And problems, some very costly, continue to come up. In a recent report, City Administrative Officer Keith Comrie warned council members that state gas tax revenues--which are frequently used for street programs, such as paving and sweeping--will be needed for seismic reinforcement of bridges and roadways identified since the Bay Area earthquake in October.

“It is important to assess the priority of posting additional street sweeping routes with other city programs and financial commitments,” Comrie wrote.

Councilman Zev Yaroslavsky, who chairs the council’s Budget and Finance Committee, has put off decisions about the proposals until January because of the large sums of money involved. Yaroslavsky said he wants to consider them during the council’s mid-year budget review, when the council decides about new funding requests from throughout the city.

“I am not opposed to more sweeping, but we are talking about a lot of money,” Yaroslavsky said. “It is critical that we see it in the broader context of the city’s budget. If the economy has really cooled off this year, and our revenue projections are too optimistic, then all of this may be pie in the sky.”

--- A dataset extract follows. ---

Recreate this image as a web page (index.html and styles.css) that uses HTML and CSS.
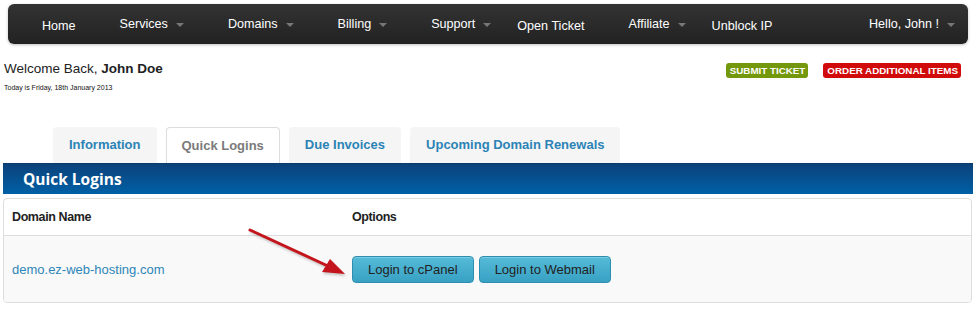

Street maintenance officials say it is an ideal time to consider expanding the city’s sweeping program. The Bureau of Street Maintenance has put behind it a series of problems in 1986 and 1987 involving mechanically flawed equipment and a backlog of unswept streets in residential neighborhoods. And, according to Assistant Director David A. Reed, the bureau has caught up with some other pressing priorities, such as street paving.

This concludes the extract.